One wonders, however. . . .
What was the good judge really thinking about this lawsuit, and what would he really say, if not bound by the boundaries of judicial restraint?
We can never know, but we are free to imagine. Were I a novelist from Yoknapatawpha writing about the case, and were I writing from inside the mind of the judge, here is what I would have my judge thinking, though he might not ever say it out loud:
These lawyers! These heirs!
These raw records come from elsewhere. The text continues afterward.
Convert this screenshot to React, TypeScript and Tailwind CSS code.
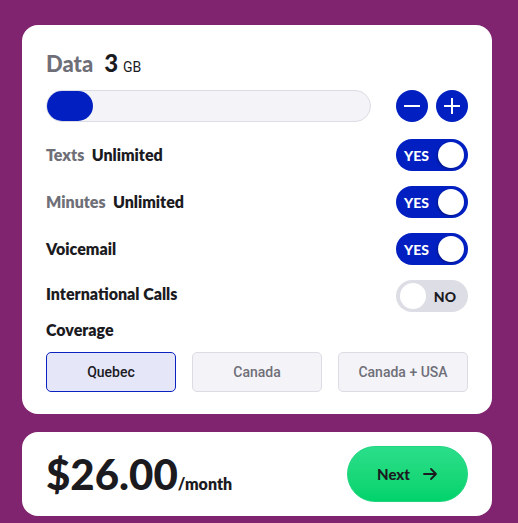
import { useState } from 'react';

const head = { fontFamily: '"Lato", "Inter", sans-serif' };
const body = { fontFamily: 'Roboto, "Liberation Sans", sans-serif' };

const Toggle = ({ on }: { on: boolean }) => {
    if (on) {
        return (
            <div className="flex h-8 w-[72px] shrink-0 items-center justify-between rounded-full bg-[#0220c1] pl-2 pr-[4px]">
                <span className="text-[14px] font-black text-white" style={head}>YES</span>
                <span className="h-[26px] w-[26px] rounded-full bg-white shadow-[-1px_1px_2px_rgba(0,0,40,0.35)]" />
            </div>
        );
    }
    return (
        <div className="flex h-8 w-[72px] shrink-0 items-center justify-between rounded-full bg-[#dddde6] pl-[4px] pr-3">
            <span className="h-[26px] w-[26px] rounded-full bg-white" />
            <span className="text-[14px] font-black text-[#1b1b1f]" style={head}>NO</span>
        </div>
    );
};

const RoundBtn = ({ plus }: { plus?: boolean }) => (
    <button className="relative flex h-8 w-8 items-center justify-center rounded-full bg-[#0220c1]">
        <span className="absolute h-[2px] w-[16px] bg-white" />
        {plus && <span className="absolute h-[16px] w-[2px] bg-white" />}
    </button>
);

const App = () => {
    const [coverage, setCoverage] = useState('Quebec');
    const options = ['Quebec', 'Canada', 'Canada + USA'];

    return (
        <div className="min-h-[523px] w-full bg-[#80246f] pl-[22px] pr-[26px] pt-[25px] pb-2" style={head}>
            <div className="rounded-[16px] bg-white px-6 pt-6 pb-[22px]">
                <div className="flex h-7 items-baseline">
                    <span className="text-[22px] font-black leading-7 text-[#6f6f78]">Data</span>
                    <span className="ml-[11px] text-[24px] font-black leading-7 text-[#1b1b1f]">3</span>
                    <span className="ml-[5px] text-[14px] leading-7 text-[#1b1b1f]" style={body}>GB</span>
                </div>

                <div className="mt-[13px] flex items-center">
                    <div className="h-8 w-[325px] rounded-full border border-[#dcdce4] bg-[#f4f4f8]">
                        <div className="h-[30px] w-[46px] rounded-full bg-[#0220c1]" />
                    </div>
                    <div className="ml-auto flex gap-2">
                        <RoundBtn />
                        <RoundBtn plus />
                    </div>
                </div>

                <div className="mt-[17px] flex flex-col gap-[15px] text-[16px] font-extrabold text-[#1b1b1f]">
                    <div className="flex items-center justify-between">
                        <span><span className="text-[#6f6f78]">Texts</span>&nbsp; Unlimited</span>
                        <Toggle on />
                    </div>
                    <div className="flex items-center justify-between">
                        <span><span className="text-[#6f6f78]">Minutes</span>&nbsp; Unlimited</span>
                        <Toggle on />
                    </div>
                    <div className="flex items-center justify-between">
                        <span>Voicemail</span>
                        <Toggle on />
                    </div>
                    <div className="flex items-start justify-between">
                        <span className="mt-[2px]">International Calls</span>
                        <Toggle on={false} />
                    </div>
                </div>

                <div className="mt-[6px] text-[16px] font-extrabold text-[#1b1b1f]">Coverage</div>

                <div className="mt-[10px] grid grid-cols-3 gap-4">
                    {options.map((opt) => (
                        <button
                            key={opt}
                            onClick={() => setCoverage(opt)}
                            className={
                                coverage === opt
                                    ? 'h-10 rounded-[5px] border border-[#0a22c0] bg-[#e5e6f8] text-[14px] font-medium text-[#1b1b1f]'
                                    : 'h-10 rounded-[5px] border border-[#dcdce4] bg-[#f4f4f8] text-[14px] font-medium text-[#6f6f78]'
                            }
                            style={body}
                        >
                            {opt}
                        </button>
                    ))}
                </div>
            </div>

            <div className="mt-[18px] flex items-center justify-between rounded-[16px] bg-white px-6 py-[14px]">
                <div className="flex items-baseline text-[#1b1b1f]">
                    <span className="text-[42px] font-black leading-[48px]">$26.00</span>
                    <span className="text-[16px] font-extrabold">/month</span>
                </div>
                <button className="flex h-[56px] w-[121px] items-center justify-center gap-3 rounded-full border border-[#1fd47f] bg-gradient-to-b from-[#2ade8a] to-[#00d36b] text-[15px] font-black text-[#1b1b1f]">
                    Next
                    <svg width="16" height="16" viewBox="0 0 16 16" fill="none" stroke="#1b1b1f" strokeWidth="1.8" strokeLinecap="round" strokeLinejoin="round">
                        <path d="M2 8h12M9 3l5 5-5 5" />
                    </svg>
                </button>
            </div>
        </div>
    );
};

export default App;
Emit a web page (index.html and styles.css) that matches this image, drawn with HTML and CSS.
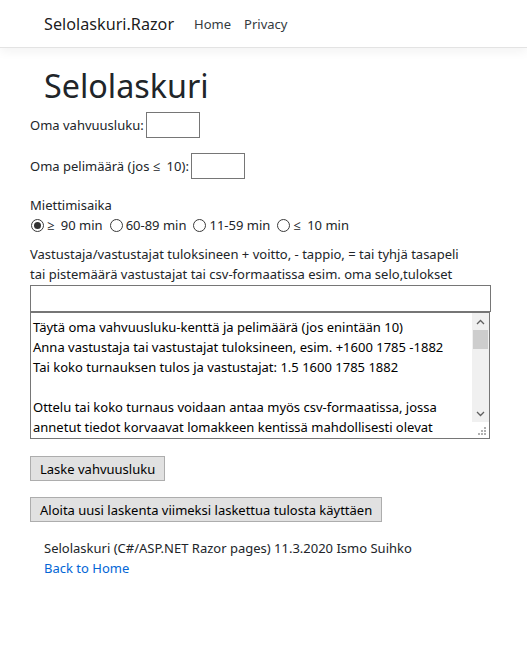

These pretenders who bring their presumptive pretentious claims and by them blaspheme the memory of one of the towering geniuses of American letters, a genius who must as the papers were filed in this Mississippi courthouse felt incredulous vertigo so strong as to make the Great One roll in his Mississippi grave, he who so appreciated the ingenious seeds of generations of literary giants from which his own genius grew, he who would not and could not ever dream of suing for the flattery of imitation, he who would have understood that as the past is never dead and is not even past so one might as well imagine the ghost of Shakespeare coming to life to bring suit in Stratford for some British filmmaker putting in the mouth of a character the words “The essential question of existence, as Shakespeare posed it, is ‘to be or not to be.’ And I believe he’s right!,” he who would have cursed the lack of imagination, empathy, and respect for the endurance of the well-written word, he who would have cursed those who deem his literary legacy and corporal estate so fragile that they cannot withstand a fleeting reference (reverent or irreverent does not matter) from a New Yorker with thick glasses and a goofy face in a movie about – what else? – the haunting past! Be gone ye fallen lawyers! Be gone and with ye dismiss all thy misbegotten writs!
The fictional Judge Moore, in my mind’s eye, thinks these thoughts while basking in the glowing embers of a fireplace in his Mississippi Delta home, sipping good bourbon, gazing at a shelf of time-worn books, among them The Common Law by Oliver Wendell Holmes, the Collected Works of William Shakespeare, and a first edition of Faulkner’s Sanctuary.